Given records:
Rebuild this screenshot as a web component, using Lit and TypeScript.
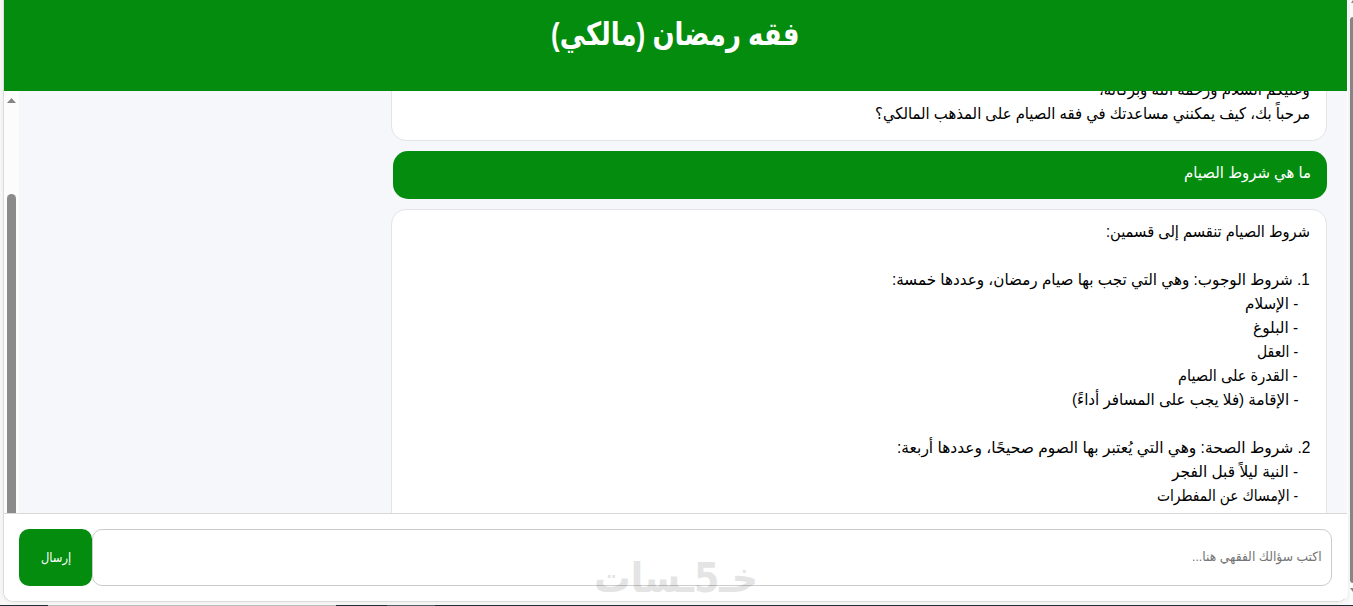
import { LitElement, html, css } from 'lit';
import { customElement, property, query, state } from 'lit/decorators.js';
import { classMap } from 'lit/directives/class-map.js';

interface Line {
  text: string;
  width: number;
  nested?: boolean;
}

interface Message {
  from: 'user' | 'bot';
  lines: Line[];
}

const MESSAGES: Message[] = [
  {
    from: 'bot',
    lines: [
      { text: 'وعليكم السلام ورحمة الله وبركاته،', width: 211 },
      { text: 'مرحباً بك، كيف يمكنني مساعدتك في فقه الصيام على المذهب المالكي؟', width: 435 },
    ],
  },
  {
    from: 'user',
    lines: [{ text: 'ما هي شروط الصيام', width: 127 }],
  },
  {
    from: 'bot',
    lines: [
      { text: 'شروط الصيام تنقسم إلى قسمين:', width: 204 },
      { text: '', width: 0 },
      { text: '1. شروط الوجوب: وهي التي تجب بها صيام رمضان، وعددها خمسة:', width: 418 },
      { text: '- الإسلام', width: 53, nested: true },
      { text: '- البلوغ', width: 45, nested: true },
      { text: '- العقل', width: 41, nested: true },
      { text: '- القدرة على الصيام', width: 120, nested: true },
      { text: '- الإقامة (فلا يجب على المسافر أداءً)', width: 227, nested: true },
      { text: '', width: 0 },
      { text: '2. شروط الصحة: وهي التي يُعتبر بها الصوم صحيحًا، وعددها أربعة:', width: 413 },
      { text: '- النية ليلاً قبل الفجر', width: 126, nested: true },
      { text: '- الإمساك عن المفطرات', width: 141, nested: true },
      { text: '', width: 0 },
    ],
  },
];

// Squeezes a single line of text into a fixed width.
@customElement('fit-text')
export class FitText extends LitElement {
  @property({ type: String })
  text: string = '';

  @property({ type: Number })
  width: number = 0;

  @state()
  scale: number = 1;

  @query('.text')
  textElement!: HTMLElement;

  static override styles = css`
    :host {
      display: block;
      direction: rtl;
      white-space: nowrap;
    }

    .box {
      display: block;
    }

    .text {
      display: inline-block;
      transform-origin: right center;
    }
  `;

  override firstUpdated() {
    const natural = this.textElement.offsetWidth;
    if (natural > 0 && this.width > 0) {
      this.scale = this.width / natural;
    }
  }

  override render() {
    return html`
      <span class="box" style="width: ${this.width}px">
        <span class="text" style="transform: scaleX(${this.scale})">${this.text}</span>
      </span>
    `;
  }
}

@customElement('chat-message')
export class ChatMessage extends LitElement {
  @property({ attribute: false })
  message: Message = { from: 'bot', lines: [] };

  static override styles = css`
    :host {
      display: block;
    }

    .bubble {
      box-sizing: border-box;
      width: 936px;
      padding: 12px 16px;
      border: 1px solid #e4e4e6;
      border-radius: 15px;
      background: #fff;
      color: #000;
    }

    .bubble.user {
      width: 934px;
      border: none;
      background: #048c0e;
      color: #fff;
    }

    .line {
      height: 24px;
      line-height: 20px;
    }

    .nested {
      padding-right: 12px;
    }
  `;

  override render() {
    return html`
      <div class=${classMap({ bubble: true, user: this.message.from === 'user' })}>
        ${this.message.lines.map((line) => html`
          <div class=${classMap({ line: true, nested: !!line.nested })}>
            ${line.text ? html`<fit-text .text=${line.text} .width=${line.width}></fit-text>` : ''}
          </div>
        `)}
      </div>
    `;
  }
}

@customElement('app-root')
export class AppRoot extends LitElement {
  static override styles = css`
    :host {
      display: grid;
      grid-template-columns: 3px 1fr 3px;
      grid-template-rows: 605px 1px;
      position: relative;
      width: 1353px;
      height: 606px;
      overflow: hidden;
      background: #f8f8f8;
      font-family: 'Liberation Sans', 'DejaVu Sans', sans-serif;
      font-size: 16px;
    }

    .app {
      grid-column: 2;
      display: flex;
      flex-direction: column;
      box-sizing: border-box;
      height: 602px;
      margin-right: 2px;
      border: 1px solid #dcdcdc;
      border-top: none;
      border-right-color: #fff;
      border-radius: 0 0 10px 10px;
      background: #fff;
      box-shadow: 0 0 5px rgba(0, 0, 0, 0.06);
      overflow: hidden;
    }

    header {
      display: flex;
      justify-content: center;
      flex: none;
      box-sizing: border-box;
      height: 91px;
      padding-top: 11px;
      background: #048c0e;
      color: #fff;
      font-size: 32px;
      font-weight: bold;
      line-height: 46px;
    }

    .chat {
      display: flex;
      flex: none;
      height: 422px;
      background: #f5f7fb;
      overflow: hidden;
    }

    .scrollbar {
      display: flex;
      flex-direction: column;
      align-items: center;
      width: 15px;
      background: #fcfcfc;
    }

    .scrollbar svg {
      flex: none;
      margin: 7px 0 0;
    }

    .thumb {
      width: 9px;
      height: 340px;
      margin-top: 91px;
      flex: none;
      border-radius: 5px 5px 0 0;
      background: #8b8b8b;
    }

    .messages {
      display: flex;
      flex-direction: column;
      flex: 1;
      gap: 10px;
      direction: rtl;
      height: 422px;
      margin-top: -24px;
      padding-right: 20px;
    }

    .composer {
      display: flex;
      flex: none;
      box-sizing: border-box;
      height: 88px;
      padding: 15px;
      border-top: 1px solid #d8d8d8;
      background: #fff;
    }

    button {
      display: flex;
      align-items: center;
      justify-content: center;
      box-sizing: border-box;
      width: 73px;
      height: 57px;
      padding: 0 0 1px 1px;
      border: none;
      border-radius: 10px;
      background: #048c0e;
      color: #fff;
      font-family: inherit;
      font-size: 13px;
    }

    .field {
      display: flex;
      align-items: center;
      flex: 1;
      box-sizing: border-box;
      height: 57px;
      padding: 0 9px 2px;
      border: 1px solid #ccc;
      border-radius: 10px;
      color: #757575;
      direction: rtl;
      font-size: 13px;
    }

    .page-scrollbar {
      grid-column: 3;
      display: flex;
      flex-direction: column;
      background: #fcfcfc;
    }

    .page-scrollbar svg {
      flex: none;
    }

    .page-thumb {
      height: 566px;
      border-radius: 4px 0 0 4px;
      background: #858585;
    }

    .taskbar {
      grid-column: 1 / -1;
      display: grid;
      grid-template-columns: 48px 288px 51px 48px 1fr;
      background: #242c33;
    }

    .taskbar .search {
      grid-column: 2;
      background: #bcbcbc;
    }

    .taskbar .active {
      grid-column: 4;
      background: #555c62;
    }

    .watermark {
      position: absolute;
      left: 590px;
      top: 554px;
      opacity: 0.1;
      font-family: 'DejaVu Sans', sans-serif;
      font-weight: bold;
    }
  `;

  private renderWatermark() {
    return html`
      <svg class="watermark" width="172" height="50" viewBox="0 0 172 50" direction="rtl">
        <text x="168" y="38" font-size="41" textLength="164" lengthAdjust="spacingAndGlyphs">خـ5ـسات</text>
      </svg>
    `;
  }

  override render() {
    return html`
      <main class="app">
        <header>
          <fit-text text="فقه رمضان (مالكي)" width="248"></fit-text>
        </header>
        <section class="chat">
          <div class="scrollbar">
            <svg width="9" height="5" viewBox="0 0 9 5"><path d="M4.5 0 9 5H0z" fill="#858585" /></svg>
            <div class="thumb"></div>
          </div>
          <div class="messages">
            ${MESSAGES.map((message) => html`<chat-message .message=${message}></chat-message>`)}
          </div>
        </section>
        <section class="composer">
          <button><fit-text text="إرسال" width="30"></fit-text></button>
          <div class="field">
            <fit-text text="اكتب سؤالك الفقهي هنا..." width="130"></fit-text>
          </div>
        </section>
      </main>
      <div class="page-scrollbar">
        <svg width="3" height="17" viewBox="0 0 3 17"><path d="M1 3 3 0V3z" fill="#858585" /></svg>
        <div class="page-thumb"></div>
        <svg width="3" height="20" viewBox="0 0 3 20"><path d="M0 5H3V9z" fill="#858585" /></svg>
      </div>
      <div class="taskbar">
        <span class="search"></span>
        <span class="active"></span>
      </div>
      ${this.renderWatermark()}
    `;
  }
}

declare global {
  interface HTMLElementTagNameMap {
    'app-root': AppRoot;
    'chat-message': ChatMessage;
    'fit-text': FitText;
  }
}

---

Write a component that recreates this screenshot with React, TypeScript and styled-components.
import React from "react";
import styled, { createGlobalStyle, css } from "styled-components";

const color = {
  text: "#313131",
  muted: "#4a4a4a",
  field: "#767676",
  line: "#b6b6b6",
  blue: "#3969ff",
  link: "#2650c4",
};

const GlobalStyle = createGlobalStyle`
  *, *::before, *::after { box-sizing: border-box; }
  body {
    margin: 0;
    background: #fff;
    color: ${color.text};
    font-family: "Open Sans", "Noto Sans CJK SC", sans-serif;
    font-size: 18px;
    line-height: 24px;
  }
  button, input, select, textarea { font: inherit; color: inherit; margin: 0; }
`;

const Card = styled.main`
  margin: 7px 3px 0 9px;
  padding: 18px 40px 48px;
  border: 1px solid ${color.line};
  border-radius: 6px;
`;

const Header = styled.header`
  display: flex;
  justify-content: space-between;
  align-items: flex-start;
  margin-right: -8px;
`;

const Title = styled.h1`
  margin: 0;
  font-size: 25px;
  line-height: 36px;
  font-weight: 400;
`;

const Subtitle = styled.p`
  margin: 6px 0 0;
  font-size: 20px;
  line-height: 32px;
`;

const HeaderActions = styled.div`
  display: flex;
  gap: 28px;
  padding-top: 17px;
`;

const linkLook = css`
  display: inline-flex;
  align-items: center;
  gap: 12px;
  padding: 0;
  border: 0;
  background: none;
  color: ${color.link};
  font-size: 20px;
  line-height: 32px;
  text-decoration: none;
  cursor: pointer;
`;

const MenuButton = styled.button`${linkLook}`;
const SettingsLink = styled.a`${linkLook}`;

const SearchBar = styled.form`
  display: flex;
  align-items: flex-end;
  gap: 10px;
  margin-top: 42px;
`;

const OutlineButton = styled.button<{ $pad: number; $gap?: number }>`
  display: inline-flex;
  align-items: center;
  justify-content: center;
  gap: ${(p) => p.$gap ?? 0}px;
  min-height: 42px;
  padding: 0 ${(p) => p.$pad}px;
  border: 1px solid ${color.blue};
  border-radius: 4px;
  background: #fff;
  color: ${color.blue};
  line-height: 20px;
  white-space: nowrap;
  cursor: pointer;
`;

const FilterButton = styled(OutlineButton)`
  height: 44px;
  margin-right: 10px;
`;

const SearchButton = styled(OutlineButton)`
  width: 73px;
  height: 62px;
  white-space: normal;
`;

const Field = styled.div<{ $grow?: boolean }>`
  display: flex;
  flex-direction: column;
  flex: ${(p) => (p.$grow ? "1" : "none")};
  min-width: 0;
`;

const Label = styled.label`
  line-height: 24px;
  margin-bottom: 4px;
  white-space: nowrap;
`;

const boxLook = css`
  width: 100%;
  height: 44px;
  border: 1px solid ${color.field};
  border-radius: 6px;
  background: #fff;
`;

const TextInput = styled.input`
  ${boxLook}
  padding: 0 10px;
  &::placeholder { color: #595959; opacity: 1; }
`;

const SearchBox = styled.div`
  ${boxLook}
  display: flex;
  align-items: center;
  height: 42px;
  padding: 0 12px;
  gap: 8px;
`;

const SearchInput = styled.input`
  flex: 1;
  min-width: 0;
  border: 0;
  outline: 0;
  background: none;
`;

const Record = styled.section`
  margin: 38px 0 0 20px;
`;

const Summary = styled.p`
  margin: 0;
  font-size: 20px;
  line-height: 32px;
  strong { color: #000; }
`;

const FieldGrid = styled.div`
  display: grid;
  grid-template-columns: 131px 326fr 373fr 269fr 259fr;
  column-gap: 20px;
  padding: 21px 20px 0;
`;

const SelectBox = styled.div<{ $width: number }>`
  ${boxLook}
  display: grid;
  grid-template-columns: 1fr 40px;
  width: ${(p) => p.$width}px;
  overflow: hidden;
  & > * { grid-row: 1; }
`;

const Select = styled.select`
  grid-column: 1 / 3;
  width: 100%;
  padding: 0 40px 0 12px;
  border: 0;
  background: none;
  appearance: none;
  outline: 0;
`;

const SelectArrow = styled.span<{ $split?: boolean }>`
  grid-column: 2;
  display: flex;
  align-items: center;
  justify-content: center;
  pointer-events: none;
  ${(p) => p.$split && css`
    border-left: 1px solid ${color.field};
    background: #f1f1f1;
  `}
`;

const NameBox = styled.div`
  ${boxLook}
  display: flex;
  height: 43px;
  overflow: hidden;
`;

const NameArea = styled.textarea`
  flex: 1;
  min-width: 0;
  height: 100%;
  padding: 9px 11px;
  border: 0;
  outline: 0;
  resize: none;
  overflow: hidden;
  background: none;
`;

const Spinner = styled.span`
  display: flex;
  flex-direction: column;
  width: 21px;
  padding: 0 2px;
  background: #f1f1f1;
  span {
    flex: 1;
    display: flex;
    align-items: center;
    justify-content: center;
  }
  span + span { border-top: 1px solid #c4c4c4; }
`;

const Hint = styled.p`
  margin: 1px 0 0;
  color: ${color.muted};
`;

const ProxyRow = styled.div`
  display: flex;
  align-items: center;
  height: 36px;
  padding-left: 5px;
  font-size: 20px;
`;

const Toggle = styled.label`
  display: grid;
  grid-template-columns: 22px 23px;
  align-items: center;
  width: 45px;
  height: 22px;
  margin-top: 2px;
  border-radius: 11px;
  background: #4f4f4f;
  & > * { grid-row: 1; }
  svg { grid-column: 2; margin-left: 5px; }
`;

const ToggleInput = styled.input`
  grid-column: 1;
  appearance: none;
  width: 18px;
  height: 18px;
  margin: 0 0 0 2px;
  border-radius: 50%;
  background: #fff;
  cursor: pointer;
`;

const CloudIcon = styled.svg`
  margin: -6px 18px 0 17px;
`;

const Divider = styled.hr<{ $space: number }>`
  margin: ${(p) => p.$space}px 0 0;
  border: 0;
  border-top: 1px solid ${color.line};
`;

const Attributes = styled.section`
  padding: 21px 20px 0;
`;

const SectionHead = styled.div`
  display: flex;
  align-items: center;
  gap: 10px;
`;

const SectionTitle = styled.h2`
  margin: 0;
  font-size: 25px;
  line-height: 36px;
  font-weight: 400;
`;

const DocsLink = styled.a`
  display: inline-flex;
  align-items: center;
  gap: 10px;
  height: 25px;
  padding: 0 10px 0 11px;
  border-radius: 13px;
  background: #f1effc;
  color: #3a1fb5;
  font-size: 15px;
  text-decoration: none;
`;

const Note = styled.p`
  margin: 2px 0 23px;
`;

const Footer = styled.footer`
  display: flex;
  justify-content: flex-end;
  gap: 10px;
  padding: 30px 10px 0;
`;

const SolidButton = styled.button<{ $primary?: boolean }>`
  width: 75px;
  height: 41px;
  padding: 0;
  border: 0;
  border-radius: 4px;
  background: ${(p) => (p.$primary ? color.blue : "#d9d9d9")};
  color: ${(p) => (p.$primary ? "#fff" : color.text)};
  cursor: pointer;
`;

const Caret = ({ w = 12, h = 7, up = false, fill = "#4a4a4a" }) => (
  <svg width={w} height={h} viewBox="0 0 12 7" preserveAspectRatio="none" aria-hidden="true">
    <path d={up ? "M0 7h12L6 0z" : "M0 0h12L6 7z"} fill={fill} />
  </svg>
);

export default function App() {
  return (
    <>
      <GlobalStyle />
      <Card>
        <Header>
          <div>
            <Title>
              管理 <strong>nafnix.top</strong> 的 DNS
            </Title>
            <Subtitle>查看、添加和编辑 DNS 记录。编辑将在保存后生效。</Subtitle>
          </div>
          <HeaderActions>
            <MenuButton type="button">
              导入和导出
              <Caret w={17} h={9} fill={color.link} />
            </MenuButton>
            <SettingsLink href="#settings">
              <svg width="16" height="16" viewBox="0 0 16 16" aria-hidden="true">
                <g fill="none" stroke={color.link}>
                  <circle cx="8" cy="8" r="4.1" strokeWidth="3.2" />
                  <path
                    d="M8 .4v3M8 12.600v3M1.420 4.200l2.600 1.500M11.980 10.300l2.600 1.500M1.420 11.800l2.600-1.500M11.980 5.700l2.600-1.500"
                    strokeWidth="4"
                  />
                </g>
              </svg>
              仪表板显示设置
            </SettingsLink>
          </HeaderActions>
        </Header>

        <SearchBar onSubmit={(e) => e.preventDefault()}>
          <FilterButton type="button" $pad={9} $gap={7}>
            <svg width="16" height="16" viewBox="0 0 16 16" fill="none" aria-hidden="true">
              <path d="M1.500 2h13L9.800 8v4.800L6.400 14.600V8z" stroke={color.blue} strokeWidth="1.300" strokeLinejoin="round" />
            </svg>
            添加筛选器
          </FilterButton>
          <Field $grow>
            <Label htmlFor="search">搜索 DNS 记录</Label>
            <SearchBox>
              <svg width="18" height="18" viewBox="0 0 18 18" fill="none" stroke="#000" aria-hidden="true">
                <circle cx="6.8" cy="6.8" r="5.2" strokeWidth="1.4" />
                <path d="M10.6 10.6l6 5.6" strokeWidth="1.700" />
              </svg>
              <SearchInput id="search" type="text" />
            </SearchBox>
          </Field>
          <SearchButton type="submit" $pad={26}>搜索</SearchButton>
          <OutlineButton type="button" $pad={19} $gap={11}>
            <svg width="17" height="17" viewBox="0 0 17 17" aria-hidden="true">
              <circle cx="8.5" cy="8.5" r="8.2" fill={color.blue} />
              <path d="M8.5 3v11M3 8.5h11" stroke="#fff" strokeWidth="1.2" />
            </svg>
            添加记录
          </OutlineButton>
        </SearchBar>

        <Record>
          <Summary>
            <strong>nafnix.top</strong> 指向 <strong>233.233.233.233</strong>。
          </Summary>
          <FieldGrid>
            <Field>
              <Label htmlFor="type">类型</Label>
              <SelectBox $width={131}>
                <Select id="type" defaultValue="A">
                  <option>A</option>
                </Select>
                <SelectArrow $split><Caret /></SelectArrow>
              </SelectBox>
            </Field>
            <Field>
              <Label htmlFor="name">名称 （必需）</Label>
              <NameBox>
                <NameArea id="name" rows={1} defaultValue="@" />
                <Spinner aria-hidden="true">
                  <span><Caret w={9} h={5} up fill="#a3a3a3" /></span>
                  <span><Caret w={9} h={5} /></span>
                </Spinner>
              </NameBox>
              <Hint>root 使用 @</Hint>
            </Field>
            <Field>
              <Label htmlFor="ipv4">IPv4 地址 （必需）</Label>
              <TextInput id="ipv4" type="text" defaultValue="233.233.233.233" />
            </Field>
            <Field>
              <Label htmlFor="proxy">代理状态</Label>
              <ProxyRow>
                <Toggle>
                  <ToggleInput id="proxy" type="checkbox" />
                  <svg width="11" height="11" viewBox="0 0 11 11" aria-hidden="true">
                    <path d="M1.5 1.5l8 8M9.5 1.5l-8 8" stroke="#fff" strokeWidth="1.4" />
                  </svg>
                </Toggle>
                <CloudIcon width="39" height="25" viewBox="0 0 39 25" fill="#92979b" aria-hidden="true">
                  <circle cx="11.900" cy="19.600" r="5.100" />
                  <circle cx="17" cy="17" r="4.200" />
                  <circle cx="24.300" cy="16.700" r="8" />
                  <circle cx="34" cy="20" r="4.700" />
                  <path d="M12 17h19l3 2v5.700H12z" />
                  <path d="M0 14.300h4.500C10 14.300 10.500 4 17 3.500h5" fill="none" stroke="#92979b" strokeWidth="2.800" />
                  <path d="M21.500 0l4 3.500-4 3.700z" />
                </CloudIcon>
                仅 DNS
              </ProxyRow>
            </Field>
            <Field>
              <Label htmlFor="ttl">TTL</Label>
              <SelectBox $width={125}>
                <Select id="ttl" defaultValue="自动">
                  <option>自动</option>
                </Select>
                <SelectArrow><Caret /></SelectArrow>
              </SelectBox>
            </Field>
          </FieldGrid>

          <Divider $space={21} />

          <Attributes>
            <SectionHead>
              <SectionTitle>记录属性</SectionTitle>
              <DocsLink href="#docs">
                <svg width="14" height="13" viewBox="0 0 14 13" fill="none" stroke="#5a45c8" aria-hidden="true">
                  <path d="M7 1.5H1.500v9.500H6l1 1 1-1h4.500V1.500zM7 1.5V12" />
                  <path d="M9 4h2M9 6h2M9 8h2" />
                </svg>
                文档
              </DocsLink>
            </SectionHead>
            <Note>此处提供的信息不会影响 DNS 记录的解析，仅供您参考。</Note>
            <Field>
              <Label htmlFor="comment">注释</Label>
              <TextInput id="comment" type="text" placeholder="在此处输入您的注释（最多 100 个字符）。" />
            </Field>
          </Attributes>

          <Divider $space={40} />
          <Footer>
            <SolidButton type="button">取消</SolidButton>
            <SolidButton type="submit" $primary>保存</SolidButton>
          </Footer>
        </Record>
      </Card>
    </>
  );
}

The problem: Collect every line above that contains the word "components".

Exercise answer:
Write a component that recreates this screenshot with React, TypeScript and styled-components.
import styled, { createGlobalStyle, css } from "styled-components";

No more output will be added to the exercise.